VALDÉS LEAL, Juan de
(b. 1622, Sevilla, d. 1690, Sevilla)

In Ictu Oculi

1670-72
Oil on canvas, 220 x 216 cm
Hospital de la Caridad, Seville

The Brotherhood of Charity, the Caridad, as it is known, was one of Seville's major lay confraternities. It was founded in 1565 with the mission of providing a decent burial for paupers. From 1663 the charitable activities were expanded to provide care for the needy sick, and a hospital was built, simultaneously enlarging and renovating the already existing chapel.

The scheme for the decoration of the chapel is a tripartite exposition of Christian charity as the way of salvation. The first part comprises two memorable paintings by Valdés Leal, demonstrating the futility of earthly pursuits and honours. A life devoted to accumulating wealth, power, and even learning is shown to lead only to the grave. Charity, which constitutes the second part of the program, provides the way to salvation, as seen in the seven acts of mercy, six of which are depicted by Murillo; the seventh, burying the dead, the Caridad's foundation charity, is embodied in a sculptural group, the Entombment of Christ by Pedro Roldán, placed in the altarpiece. The third component consists of two paintings by Murillo for lateral altars, depicting St Elizabeth of Hungary and St John of God, both illustrating the efficacy of good works and the necessity of personal participation in charitable deeds.

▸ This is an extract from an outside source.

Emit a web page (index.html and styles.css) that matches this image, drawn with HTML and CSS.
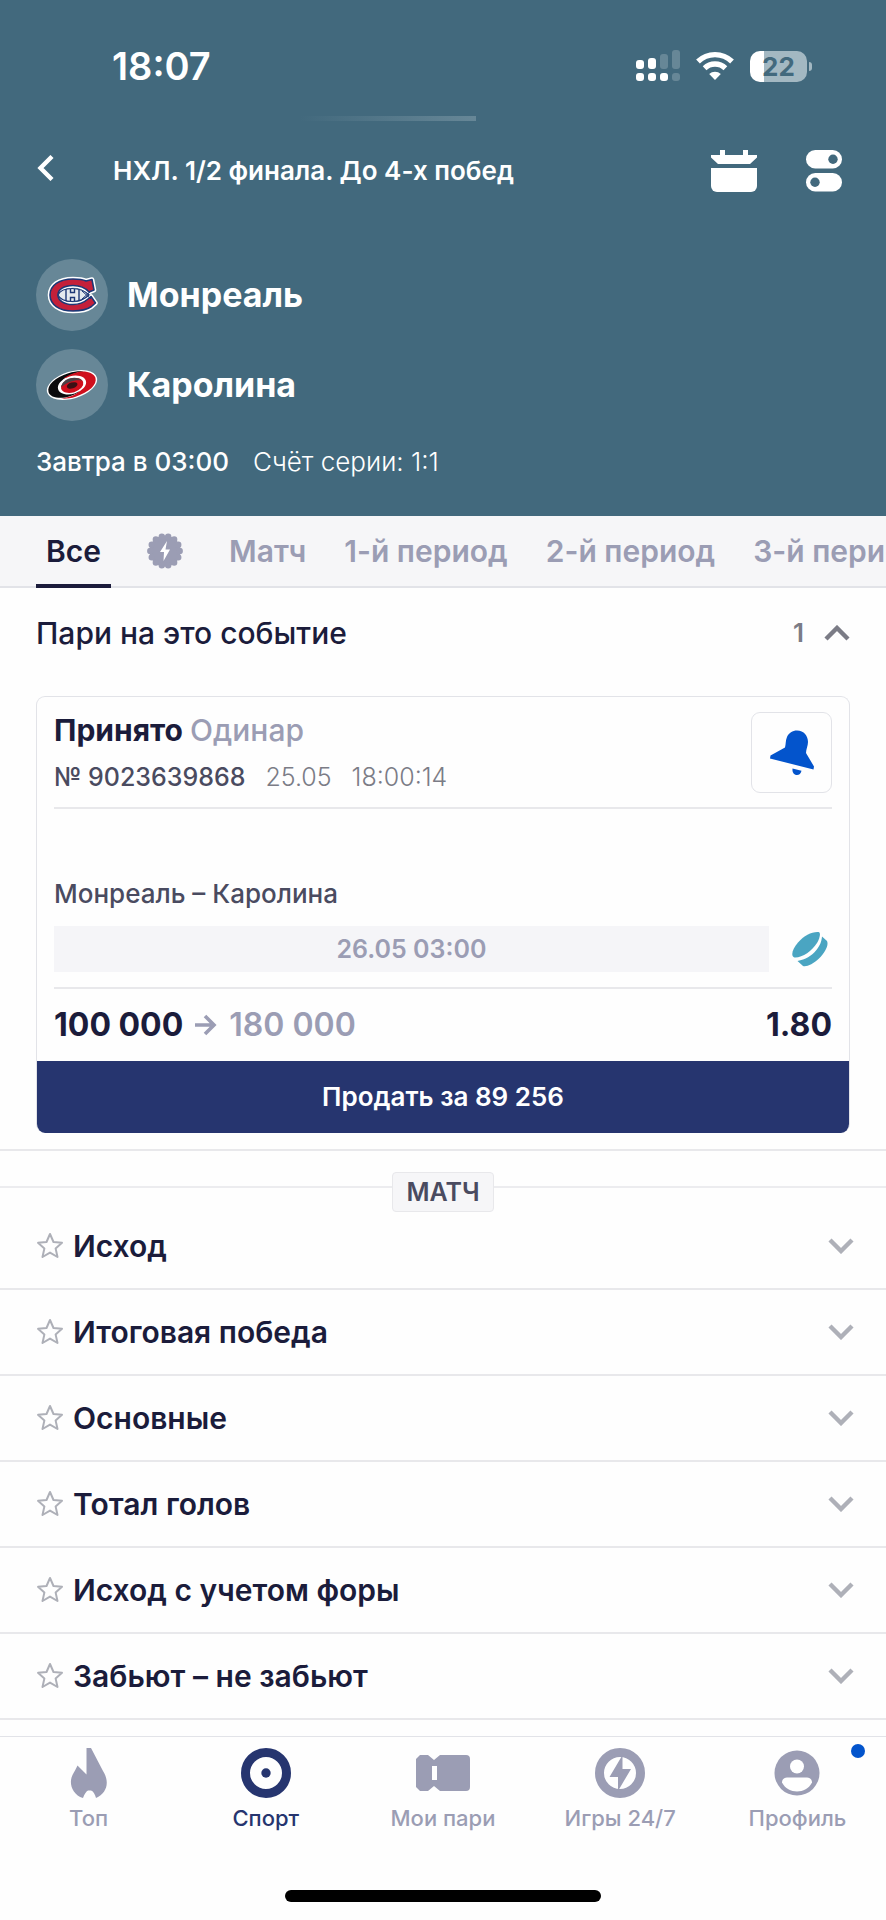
FILE: index.html
```html
<!DOCTYPE html>
<html lang="ru">
<head>
  <meta charset="UTF-8">
  <meta name="viewport" content="width=device-width, initial-scale=1.0">
  <title>Монреаль – Каролина</title>
  <link rel="stylesheet" href="styles.css">
</head>
<body>
  <!-- shared icons -->
  <svg class="sprite" width="0" height="0" aria-hidden="true">
    <symbol id="star" viewBox="0 0 28 28">
      <path d="M14 2l3.500 8 8.500.800-6.400 5.600 1.900 8.600-7.500-4.400L6.500 25l1.900-8.600L2 10.800l8.500-.800z" fill="none" stroke="#aeb0b8" stroke-width="2" stroke-linejoin="round"/>
    </symbol>
    <symbol id="chevron" viewBox="0 0 26 16">
      <path d="M2 2l11 11L24 2" fill="none" stroke="currentColor" stroke-width="4.400"/>
    </symbol>
  </svg>

  <header class="header">
    <div class="status">
      <span class="time">18:07</span>
      <div class="status-icons">
        <svg width="44" height="32" viewBox="0 0 44 32" fill="#fff">
          <rect x="0" y="10" width="8" height="9" rx="3"/>
          <rect x="12" y="8" width="8" height="11" rx="3"/>
          <rect x="24" y="4" width="8" height="15" rx="3" opacity=".2"/>
          <rect x="36" y="0" width="8" height="19" rx="3" opacity=".2"/>
          <rect x="0" y="23" width="8" height="8" rx="3"/>
          <rect x="12" y="23" width="8" height="8" rx="3"/>
          <rect x="24" y="23" width="8" height="8" rx="3"/>
          <rect x="36" y="23" width="8" height="8" rx="3" opacity=".2"/>
        </svg>
        <svg width="38" height="32" viewBox="0 0 38 32">
          <g fill="none" stroke="#fff" stroke-width="5.400">
            <path d="M2 11.500a24.500 24.500 0 0 1 34 0"/>
            <path d="M8.600 18.200a15 15 0 0 1 20.800 0"/>
          </g>
          <path d="M19 30l-5.800-6a8.300 8.300 0 0 1 11.600 0z" fill="#fff"/>
        </svg>
        <div class="battery">22</div>
      </div>
    </div>
    <div class="loader"></div>

    <div class="topbar">
      <button class="icon-btn back" aria-label="Назад">
        <svg width="18" height="26" viewBox="0 0 18 26"><path d="M16 1.500L4.500 13 16 24.500" fill="none" stroke="#fff" stroke-width="4.400"/></svg>
      </button>
      <h1>НХЛ. 1/2 финала. До 4-х побед</h1>
      <button class="icon-btn" aria-label="Календарь">
        <svg width="46" height="42" viewBox="0 0 46 42" fill="#fff">
          <path d="M0 5h9V0h5v5h18V0h5v5h9v2.500L39 14H7L0 7.500z"/>
          <path d="M0 18h46v18a6 6 0 0 1-6 6H6a6 6 0 0 1-6-6z"/>
        </svg>
      </button>
      <button class="icon-btn" aria-label="Настройки">
        <svg width="36" height="42" viewBox="0 0 36 42">
          <rect width="36" height="18.500" rx="9.250" fill="#fff"/>
          <rect y="23" width="36" height="18.500" rx="9.250" fill="#fff"/>
          <circle cx="27" cy="9.200" r="4.700" fill="#42697d"/>
          <circle cx="9" cy="32.200" r="4.700" fill="#42697d"/>
        </svg>
      </button>
    </div>

    <div class="teams">
      <div class="team">
        <span class="team-logo">
          <svg width="52" height="38" viewBox="0 0 52 38">
            <g stroke-linejoin="round">
              <path d="M40 5l6-1.500L48 14l-5 2c-4-4.500-9-6.500-16-6.500-9 0-15 4-15 9.500s6 9.500 15 9.500c7 0 11-2 15-5.500l3-2.500 4.500 6.500-4 3.500c-5 3.500-11 4.500-18.500 4.500C13 35 4 28.500 4 19S13 3 27 3c6 0 10 .500 13 2z" fill="none" stroke="#fff" stroke-width="4.600"/>
              <path d="M40 5l6-1.500L48 14l-5 2c-4-4.500-9-6.500-16-6.500-9 0-15 4-15 9.500s6 9.500 15 9.500c7 0 11-2 15-5.500l3-2.500 4.500 6.500-4 3.500c-5 3.500-11 4.500-18.500 4.500C13 35 4 28.500 4 19S13 3 27 3c6 0 10 .500 13 2z" fill="#c4203a" stroke="#1c3776" stroke-width="1.600"/>
              <path d="M12 19c2-4.500 7-6.500 14-6.500 8 0 13 2.500 17 6.500-4 4-9 6.500-17 6.500-7 0-12-2-14-6.500z" fill="#e4e9ee" stroke="#1c3776" stroke-width="1.200"/>
            </g>
            <path d="M20 13v12M24.500 13v3.500h4V13M24.500 25v-3.500h4V25M33 13.500v11" fill="none" stroke="#1c3776" stroke-width="1.400"/>
            <path d="M36 15l9 8M36 23l9-8" stroke="#1c3776" stroke-width="1"/>
          </svg>
        </span>
        <span>Монреаль</span>
      </div>
      <div class="team">
        <span class="team-logo">
          <svg width="52" height="36" viewBox="0 0 52 36">
            <g transform="rotate(-17 26 18)">
              <ellipse cx="26" cy="18" rx="26" ry="13.500" fill="#fff"/>
              <path d="M1.500 18C1.500 11 12 5.800 26 5.800c6 0 11 1 15 2.700-8-1.500-17-1-22 2.500-6 4-4 9.500 1 12.500l14 2.500c-4 1-10 3-18 2C7 26.500 1.500 22.500 1.500 18z" fill="#0b0b0d"/>
              <path d="M50.500 18c0 7-10.500 12.200-24.500 12.200-6 0-11-1-15-2.700 8 1.500 17 1 22-2.500 6-4 4-9.500-1-12.500L20 9c4-1 10-2.500 17-1.500 8 1.500 13.500 6 13.500 10.500z" fill="#cf0f1d"/>
              <ellipse cx="26" cy="18" rx="14.500" ry="9" fill="#fff"/>
              <ellipse cx="26" cy="18.500" rx="11.500" ry="7" fill="#cf0f1d"/>
              <path d="M15 17c2-4.500 6.500-6 11-6s10 2.500 11 6c-3-2-7-2.500-10-2.500-5 0-9 1-12 2.500z" fill="#4a4045"/>
              <ellipse cx="26" cy="18.500" rx="5.500" ry="3" fill="#3a1014"/>
            </g>
          </svg>
        </span>
        <span>Каролина</span>
      </div>
    </div>
    <p class="match-info"><b>Завтра в 03:00</b><span>Счёт серии: 1:1</span></p>
  </header>

  <nav class="tabs">
    <a href="#all" class="active">Все</a>
    <a href="#boost" class="boost" aria-label="Бусты">
      <svg width="36" height="36" viewBox="0 0 36 36">
        <circle cx="18" cy="18" r="15.500" fill="#9b9db4"/>
        <circle cx="18" cy="18" r="14.700" fill="none" stroke="#9b9db4" stroke-width="6.400" stroke-linecap="round" pathLength="14" stroke-dasharray="0 1"/>
        <path d="M20 8l-7 11h4l-.500 9L23 16.500h-4.500z" fill="#fff"/>
      </svg>
    </a>
    <a href="#match">Матч</a>
    <a href="#p1">1-й период</a>
    <a href="#p2">2-й период</a>
    <a href="#p3">3-й период</a>
  </nav>

  <main>
    <section class="bets">
      <button class="bets-title">
        <span>Пари на это событие</span>
        <span class="count">1</span>
        <svg class="chev up" width="26" height="16"><use href="#chevron"/></svg>
      </button>

      <article class="bet">
        <div class="bet-body">
          <div class="bet-head">
            <div>
              <h2>Принято <span>Одинар</span></h2>
              <p class="bet-meta"><b>№ 9023639868</b><span>25.05</span><span>18:00:14</span></p>
            </div>
            <button class="bell" aria-label="Уведомления">
              <svg width="46" height="46" viewBox="0 0 46 46" fill="#0354cc">
                <path d="M28 .500c7 0 11 5.500 11 11.500 0 4-2 7-2 11l8 13.500-.500 3L1 28.500l.500-3L16 17.500c1-4 .500-7 2-10.500 1.800-4 5.500-6.500 10-6.500z"/>
                <path d="M23.500 38.500l9 2.200c-.500 2.800-2.300 4.300-4.500 4.300-3 0-5-2.500-4.500-6.500z"/>
              </svg>
            </button>
          </div>
          <div class="bet-event">
            <p>Монреаль – Каролина</p>
            <div class="bet-time">
              <time>26.05 03:00</time>
              <svg width="36" height="36" viewBox="0 0 36 36" fill="#4aa5c2">
                <path d="M26.500 1c2.500.500 1.500 6-1.500 11C20 20 10 27 2.500 26.500-1.500 25 0 18.500 6 11.500 12 4.500 20 .500 26.500 1z"/>
                <path d="M30 5.500l5 4.500c2 4-2 11.500-8 17.500-6 5.500-12 8.500-16 7.500L5.500 30c8-1.500 14-5 18.500-10.500 4-5 5.500-8.500 6-14z"/>
              </svg>
            </div>
          </div>
          <div class="bet-sum">
            <b>100 000</b>
            <svg width="22" height="22" viewBox="0 0 22 22"><path d="M0 11h19M10 2l9 9-9 9" fill="none" stroke="#9b9db4" stroke-width="3.600"/></svg>
            <span>180 000</span>
            <b class="odds">1.80</b>
          </div>
        </div>
        <button class="sell">Продать за 89 256</button>
      </article>
    </section>

    <section class="markets">
      <div class="divider"><h3>МАТЧ</h3></div>
      <ul>
        <li>
          <button class="fav" aria-label="В избранное"><svg width="28" height="28"><use href="#star"/></svg></button>
          <button class="market">Исход<svg class="chev" width="26" height="16"><use href="#chevron"/></svg></button>
        </li>
        <li>
          <button class="fav" aria-label="В избранное"><svg width="28" height="28"><use href="#star"/></svg></button>
          <button class="market">Итоговая победа<svg class="chev" width="26" height="16"><use href="#chevron"/></svg></button>
        </li>
        <li>
          <button class="fav" aria-label="В избранное"><svg width="28" height="28"><use href="#star"/></svg></button>
          <button class="market">Основные<svg class="chev" width="26" height="16"><use href="#chevron"/></svg></button>
        </li>
        <li>
          <button class="fav" aria-label="В избранное"><svg width="28" height="28"><use href="#star"/></svg></button>
          <button class="market">Тотал голов<svg class="chev" width="26" height="16"><use href="#chevron"/></svg></button>
        </li>
        <li>
          <button class="fav" aria-label="В избранное"><svg width="28" height="28"><use href="#star"/></svg></button>
          <button class="market">Исход с учетом форы<svg class="chev" width="26" height="16"><use href="#chevron"/></svg></button>
        </li>
        <li>
          <button class="fav" aria-label="В избранное"><svg width="28" height="28"><use href="#star"/></svg></button>
          <button class="market">Забьют – не забьют<svg class="chev" width="26" height="16"><use href="#chevron"/></svg></button>
        </li>
      </ul>
    </section>
  </main>

  <footer class="bottom">
    <nav class="bottom-nav">
      <a href="#top">
        <svg width="50" height="52" viewBox="0 0 50 52" fill="#9b9db4">
          <path d="M22.500 1h4.500l12 23c7 11 4 22-7 27-1-4-3-7-5-7.500h-3c-2 1-3.500 3.500-5 7.500C8 47.500 4.500 36 8.500 28c1.500-3 3.500-6 5-9.500l9 9z"/>
        </svg>
        Топ
      </a>
      <a href="#sport" class="active">
        <svg width="50" height="52" viewBox="0 0 50 52">
          <circle cx="25" cy="26" r="20.500" fill="none" stroke="#26356f" stroke-width="9"/>
          <circle cx="25" cy="26" r="4.700" fill="#26356f"/>
        </svg>
        Спорт
      </a>
      <a href="#bets">
        <svg width="56" height="52" viewBox="0 0 56 52">
          <path d="M5 8h8l6 5 6-5h26a4 4 0 0 1 4 4v28a4 4 0 0 1-4 4H25l-6-5-6 5H5l-4-4V12z" fill="#9b9db4"/>
          <path d="M17 19h5v14h-5z" fill="#fff"/>
        </svg>
        Мои пари
      </a>
      <a href="#games">
        <svg width="50" height="52" viewBox="0 0 50 52">
          <circle cx="25" cy="26" r="20.500" fill="none" stroke="#9b9db4" stroke-width="9"/>
          <path d="M27.500 8l-13 22h8.500v14L36 22h-8.500z" fill="#9b9db4"/>
        </svg>
        Игры 24/7
      </a>
      <a href="#profile">
        <svg width="50" height="52" viewBox="0 0 50 52">
          <circle cx="25" cy="26" r="22.500" fill="#9b9db4"/>
          <circle cx="25" cy="19.500" r="7" fill="#fff"/>
          <path d="M15 30.500h20c3 0 5 2 5 5-3 6-9 9-15 9s-12-3-15-9c0-3 2-5 5-5z" fill="#fff"/>
        </svg>
        Профиль
        <span class="dot"></span>
      </a>
    </nav>
    <div class="home-bar"></div>
  </footer>
</body>
</html>
```
FILE: styles.css
```css
* {
  box-sizing: border-box;
}

body {
  margin: 0;
  min-height: 100vh;
  display: flex;
  flex-direction: column;
  background: #fefefe;
  color: #1b1c3b;
  font-family: Inter, "Noto Sans", sans-serif;
  font-size: 26px;
  line-height: 32px;
  overflow-x: hidden;
}

h1, h2, h3, p, ul {
  margin: 0;
  padding: 0;
}

button {
  padding: 0;
  border: none;
  background: none;
  color: inherit;
  font: inherit;
  cursor: pointer;
}

a {
  color: inherit;
  text-decoration: none;
}

svg {
  display: block;
  flex: none;
}

.sprite {
  position: absolute;
}

/* Header */
.header {
  background: #42697d;
  color: #fff;
  padding: 46px 36px 38px;
}

.status {
  display: flex;
  justify-content: space-between;
  align-items: center;
  height: 40px;
  padding: 0 43px 0 76px;
}

.time {
  font-size: 38px;
  font-weight: 600;
}

.status-icons {
  display: flex;
  align-items: center;
  gap: 16px;
}

.battery {
  position: relative;
  width: 57px;
  height: 31px;
  border-radius: 10px;
  background: linear-gradient(90deg, #fff 14px, #a3b8c2 14px);
  color: #42697d;
  font-size: 26px;
  line-height: 31px;
  font-weight: 700;
  text-align: center;
}

.battery::after {
  content: "";
  position: absolute;
  left: 59px;
  top: 11px;
  width: 3px;
  height: 9px;
  border-radius: 0 4px 4px 0;
  background: #a3b8c2;
}

.loader {
  width: 176px;
  height: 5px;
  margin: 30px 0 28px 264px;
  background: linear-gradient(90deg, #42697d, #678797);
}

.topbar {
  display: flex;
  align-items: center;
  gap: 49px;
  height: 44px;
  padding-right: 8px;
}

.topbar h1 {
  flex: 1;
  margin-left: 10px;
  font-size: 26px;
  font-weight: 600;
  white-space: nowrap;
}

.back {
  margin-bottom: 6px;
}

.teams {
  display: grid;
  gap: 18px;
  margin-top: 66px;
}

.team {
  display: flex;
  align-items: center;
  gap: 19px;
  font-size: 34px;
  font-weight: 700;
}

.team-logo {
  display: flex;
  align-items: center;
  justify-content: center;
  width: 72px;
  height: 72px;
  border-radius: 50%;
  background: #678797;
}

.match-info {
  display: flex;
  gap: 24px;
  margin-top: 25px;
}

.match-info b {
  font-weight: 500;
}

.match-info span {
  font-weight: 300;
}

/* Period tabs */
.tabs {
  display: flex;
  gap: 18px;
  height: 72px;
  padding-left: 36px;
  overflow: hidden;
  background: #f6f6f8;
  box-shadow: inset 0 -2px #e2e3e8;
  color: #9b9db4;
  font-size: 30px;
  font-weight: 600;
  white-space: nowrap;
}

.tabs a {
  display: flex;
  align-items: center;
  padding: 2px 10px 0;
  border-bottom: 4px solid transparent;
}

.tabs .boost {
  padding: 2px 18px 0;
}

.tabs .active {
  color: #1b1c3b;
  border-color: #1b1c3b;
}

/* Current bet */
.bets {
  padding: 0 36px 16px;
  border-bottom: 2px solid #e8e8eb;
}

.bets-title {
  display: flex;
  align-items: center;
  gap: 20px;
  width: 100%;
  height: 90px;
  margin-bottom: 18px;
  font-size: 30px;
  font-weight: 500;
  text-align: left;
}

.bets-title .count {
  margin-left: auto;
  color: #7b7c86;
  font-size: 26px;
  font-weight: 600;
}

.chev {
  color: #aeb0b8;
}

.chev.up {
  transform: rotate(180deg);
  color: #7b7c86;
}

.bet {
  border: 1px solid #e2e3e8;
  border-bottom: none;
  border-radius: 9px;
  overflow: hidden;
}

.bet-body {
  padding: 15px 17px 0;
}

.bet-head {
  display: flex;
  justify-content: space-between;
  height: 97px;
  border-bottom: 2px solid #e8e8eb;
}

.bet-head h2 {
  margin-top: 2px;
  font-size: 30px;
  font-weight: 700;
}

.bet-head h2 span {
  color: #9b9db4;
  font-weight: 500;
}

.bet-meta {
  display: flex;
  gap: 20px;
  margin-top: 15px;
  color: #7b7c86;
  font-size: 25px;
  font-weight: 300;
}

.bet-meta b {
  color: #4a4b60;
  font-weight: 500;
}

.bell {
  display: flex;
  align-items: center;
  justify-content: center;
  width: 81px;
  height: 81px;
  border: 1px solid #e2e3e8;
  border-radius: 9px;
}

.bet-event {
  padding: 69px 0 15px;
  border-bottom: 2px solid #e8e8eb;
  color: #4a4b60;
  font-weight: 500;
}

.bet-time {
  display: flex;
  align-items: center;
  gap: 23px;
  margin-top: 16px;
  padding-right: 4px;
}

.bet-time time {
  flex: 1;
  background: #f5f5f8;
  color: #9b9db4;
  font-size: 25px;
  font-weight: 600;
  line-height: 46px;
  text-align: center;
}

.bet-sum {
  display: flex;
  align-items: center;
  gap: 12px;
  height: 72px;
  font-size: 32px;
}

.bet-sum b {
  font-weight: 700;
}

.bet-sum span {
  color: #9b9db4;
  font-weight: 600;
}

.bet-sum .odds {
  margin-left: auto;
}

.sell {
  display: block;
  width: 100%;
  height: 72px;
  background: #26356f;
  color: #fff;
  font-weight: 600;
}

/* Markets */
.divider {
  display: flex;
  align-items: flex-start;
  height: 53px;
  padding-top: 21px;
}

.divider::before,
.divider::after {
  content: "";
  flex: 1;
  height: 2px;
  margin-top: 14px;
  background: #ececef;
}

.divider h3 {
  padding: 0 13px;
  border: 1px solid #e8e8eb;
  border-radius: 4px;
  background: #f6f6f8;
  color: #4a4b60;
  font-size: 25px;
  line-height: 38px;
  font-weight: 600;
}

.markets ul {
  list-style: none;
}

.markets li {
  display: flex;
  align-items: center;
  gap: 9px;
  height: 86px;
  padding: 0 32px 0 36px;
  border-bottom: 2px solid #e8e8eb;
}

.market {
  flex: 1;
  display: flex;
  align-items: center;
  justify-content: space-between;
  height: 84px;
  font-size: 30px;
  font-weight: 600;
  text-align: left;
}

/* Bottom navigation */
.bottom {
  margin-top: auto;
  padding-bottom: 18px;
  border-top: 1px solid #e2e3e8;
}

.bottom-nav {
  display: grid;
  grid-template-columns: repeat(5, 1fr);
  color: #9b9db4;
  font-size: 22px;
  font-weight: 500;
}

.bottom-nav a {
  position: relative;
  display: flex;
  flex-direction: column;
  align-items: center;
  gap: 3px;
  padding-top: 10px;
}

.bottom-nav .active {
  color: #26356f;
}

.dot {
  position: absolute;
  top: 7px;
  right: 21px;
  width: 14px;
  height: 14px;
  border-radius: 50%;
  background: #0354cc;
}

.home-bar {
  width: 316px;
  height: 12px;
  margin: 56px auto 0;
  border-radius: 6px;
  background: #000;
}
```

Valdés Leal's relentlessly gruesome paintings are located just inside the entrance, so that visitors to the church must experience the agony of Valdés's Hell before entering the promised land of Murillo's acts of mercy. The first, entitled In Ictu Oculi (In the twinkling of an Eye), is a highly charged representation of the futility of worldly goals and pursuits. The path of glory lead but to the grave, which is unflinchingly rendered in the companion picture, Finis Gloriae Mundi (The End of Worldly Glory), where vile bugs feast on the rotting remnants of human flesh.

Of all the great painters of the school of Seville - alongside Zurbarán, Velázquez and Murillo - the distinctive style of Valdés Leal is the most difficult to place. Only these two major allegories on the transience of life and on death which he himself is said to have described as "hieroglyphs of our afterlife" have remained truly popular. His patron, Don Miguel de Mañara, was a Knight of the Order of Calatrava who became a benefactor of the brotherhood of the hospital and its church in penitence for his previous life of decadence. The epitaph on his grave succinctly describes the spirit that commissioned such a powerful vanitas still life: "Here lie the bones and ashes of the worst person who ever lived on earth". His last will and testament contains the most humble self accusation not only as a great sinner, but also as an adulterer, robber and servant of the devil.

The In Ictu Oculi (an allegory of death) presents the triumph of the grim reaper, who sweeps into the picture as an imposing figure. One skeletal foot stands on the globe, while the other stands on armaments, the trappings of office and insignia of power. Under his arm, he carries a coffin and in his hand a scythe. As his right hand snuffs out the life-light represented by the candle, he stares at the spectator from the very depths of his empty eye-sockets.